This month we kicked off this series with an uber-basic, nearly math-free look at Win Probability Added and Wins Above Replacement. Today we are going to add a new metric: Pythagorean Win-Loss (Pythag). Pythag is often utilized as a way of measuring a team’s supposed “true talent,” and you’ll often see it referenced around here if a team is outperforming or, if you’re the 2015 M’s, underperforming their pythag. We’ll look at how it’s calculated, and also why we should be wary of using this rather simple stat with such wide-ranging conclusions.

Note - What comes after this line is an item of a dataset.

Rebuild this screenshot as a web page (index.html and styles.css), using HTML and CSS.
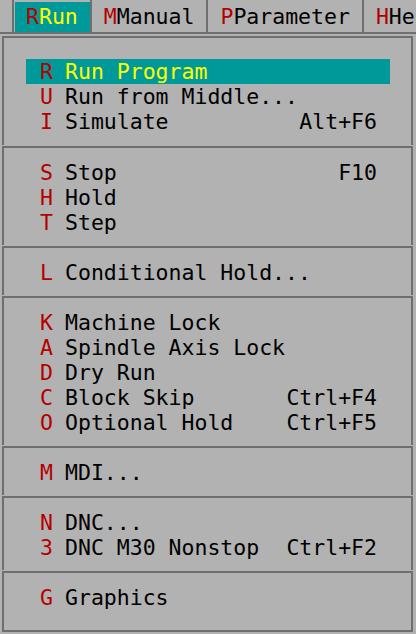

*Mathematics disclaimer from a sociology major: My senior yearbook superlative was “Most Spirited”, and I will fight anyone who says I did not earn that title. The superlative I definitely did not earn was “Most Likely to Teach Mathematical Equations on the Internet”, so once again bear in mind, if this is new to you, you’re gonna be able to handle it. If it is still old hat to some of you, I appreciate your patience.
Pythag is based on the understanding that there is a significant correlation between run differential (which is just what it sounds like: number of runs scored minus number of runs allowed. Greater positive differentials correlate to a better team record, while greater negative differentials likely indicate a worse record) and winning percentages (self explanatory). Winning by a wider margin consistently would logically imply that you are a stronger team than one that ekes out game after game. In 2016, we could have just as easily called this the official stat of “Screw the Texas Rangers”, but we should be careful there. Pythag is also integral to converting individual players’ WAR into team-wide projections. More on both of those thoughts in a moment.
The equation for a team’s Pythagorean winning percentage is, simply:
Runs Scored^2 / (Runs Scored^2 + Runs Allowed^2) = Pythagorean Winning %
So, for the 2016 Seattle Mariners, who went 86-76 (.531%), lets do a little *heaves* math.
(768 runs scored^2) / (768 runs scored^2) + (707 runs allowed^2) = .541%
That .541 most closely rounds to an 87-75 record, which would seemingly indicate the Mariners’ record was about as good as their ability to score and prevent runs scored would indicate. Simply put, they performed almost exactly to their pythag. Hip hip hoo-booooring. Let’s rip into something more wonky.
It is easy to point at the run differential discrepancy between the Rangers and, say, the Nationals, who shared the same record but allowed nearly a full run fewer each game, and say that Pythagorean Win Expectancy shows Texas was lucky. Hell, it’s even highlighted for you, go ahead, it feels good and it must be true. Look at Rougned Odor - he’s either lucky or imbued with the spirit of Dolos.
Here’s the problem: that’s a very shallow way of looking at Pythagorean wins. Shame on you for trusting me.
Texas was an extreme enough case to say yes, this team was somewhat fortunate (and being 36-11 in one-run games would back that hypothesis). Making a conclusion about the true talent, however, or even what a team is liable to do in the future by looking at their Pythag mid-season, is tenuous. Pythag doesn’t account for players getting injured or returning from injury. It doesn’t account for teams making a move to win-now or sell.
Both Pythag and WAR are used to attempt to convey the true talent of a team. WAR attempts to account for a wide number of variables. You can look at a team’s combined WAR and know that attempts are made to properly weight offensive and defensive production, baserunning, the varying stadiums in which each individual event occurred, and how that all compares to what is standard in that specific season. Pythag is the far more simple, and thus more flawed, metric. It is a single variable statistic that can tell you how many runs a team scored and gave up, and then allows you to extrapolate that information how you see fit. Using Pythag to identify a team outperforming or under-performing their expected run differential is an excellent way to begin to formulate a question. It’s not capable of giving you the answer.
Think of this series as the production of our own iLLuminati-esque pyramid. We’re starting you with the simple, basic metrics so that you can recognize the flaws in some early statistics and better understand the flurry of acronyms floating around this site. Next round we’ll be looking at the equations for WAR and, with your newfound knowledge of Pythag, you’ll have a better understanding of why WAR is the more reliable true talent metric.